Eukaryotic genome assembly using Pacbio and Hi-C

Dates

10-14 November 2025

To foster international participation, this course will be held online

 

 

Overview

 

Eukaryotic genomes may be composed of many repeats. Long reads sequencing technologies can span most of those repeats and produce genome assemblies with unprecedented contiguity. Further, sequencing technologies such as PacBio HiFi give us assembly contiguity and base accuracy. Chromatin conformation capture reads (Hi-C) bring the final information to scaffold assemblies into chromosomes.
 This course will introduce the audience to a specter of methods that are present in a usual assembly workflow, starting from raw data and finishing with a fully assembled genome.

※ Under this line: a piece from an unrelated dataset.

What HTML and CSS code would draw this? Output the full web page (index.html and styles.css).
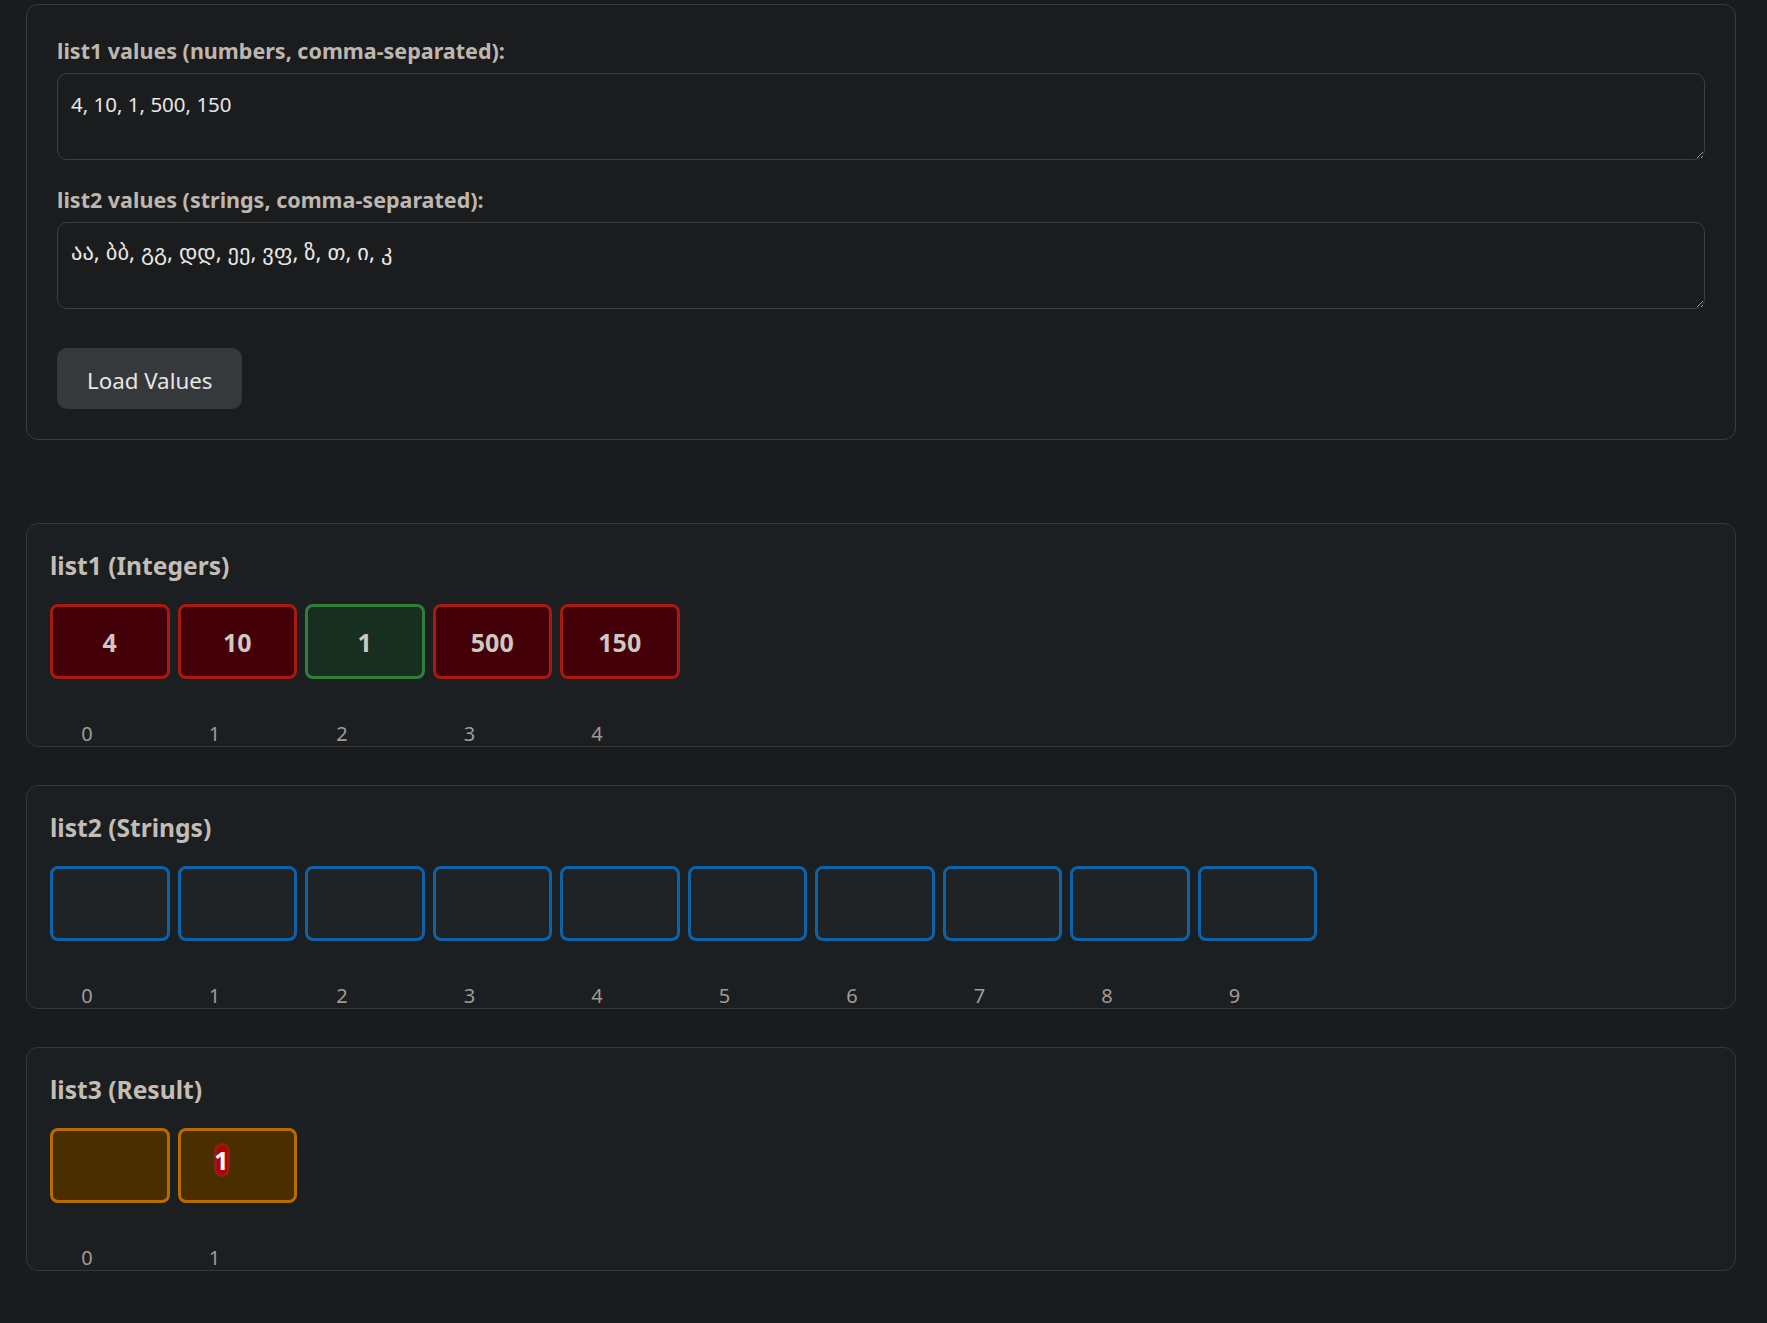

We will see how to manipulate raw reads, analyse their quality, how to run different assembly algorithms, how run Hi-C scaffolding algorithms, and how to analyse assembly quality.
 
Structured over five days, this course consists of both theoretical and practical aspects which are intertwined through each day. The presented theoretical foundation will be applied to small eukaryotic datasets.

 

 

Target audience

 

This course is intended for researchers interested in learning the theory and practice of how to perform de novo eukaryotic genome assembly using Pacific Biosciences Long Reads and Hi-C data. Both beginners and more advanced users will find useful information in this course.

 

Learning outcomes

 

  • Understanding PacBio HiFi (mostly), PacBio CLR, and Hi-C data.
  • Understanding the concepts of de novo genome assembly.
  • Obtaining practical experience in using state-of-the-art tools for de novo assembly and assembly quality assessment.

 

Program

Monday. Classes from 2 to 8 pm Berlin time

  • Genomes

  • Sequencing technologies

  • Genome assembly

    • Hands-on: Introduction to Linux – manipulating reads files

Tuesday. Classes from 2 to 8 pm Berlin time

  • What are reads k-mers?

  • K-mer analysis: estimating genome size, heterozygosity, and repeat content

  • Plotting k-mer profiles

  • Presentation of different assembly algorithms: Hicanu, wtdbg2, Falcon, Hifiasm

  • Start assembling different small eukaryotic genomes: butterflies, moths, and others

Wednesday. Classes from 2 to 8 pm Berlin time

  • Purging haplotigs: what is that about?

  • Purging assemblies

  • Evaluation of purged assemblies: contiguity (N50, total length), accuracy (Merqury k-mer evaluation), and gene content (BUSCO) analysis

  • Start polishing and/or Hi-C scaffolding

Thursday. Classes from 2 to 8 pm Berlin time

  • What is Hi-C sequencing? Theory and practice

  • Hands-on: Running analysis on Hi-C scaffolded assemblies – evaluating final contiguity, accuracy, and gene content

Friday. Classes from 2 to 8 pm Berlin time

  • Finishing up analysis – participants will work in groups on the same data, discuss results, and prepare a final presentation

  • General discussion

  • Final questions

 

COst overview

Package 1

530 €

 


Cancellation Policy:

 

 

 

> 30  days before the start date = 30% cancellation fee

 

< 30 days before the start date= No Refund.

 

 

 

Physalia-courses cannot be held responsible for any travel fees, accommodation or other expenses incurred to you as a result of the cancellation.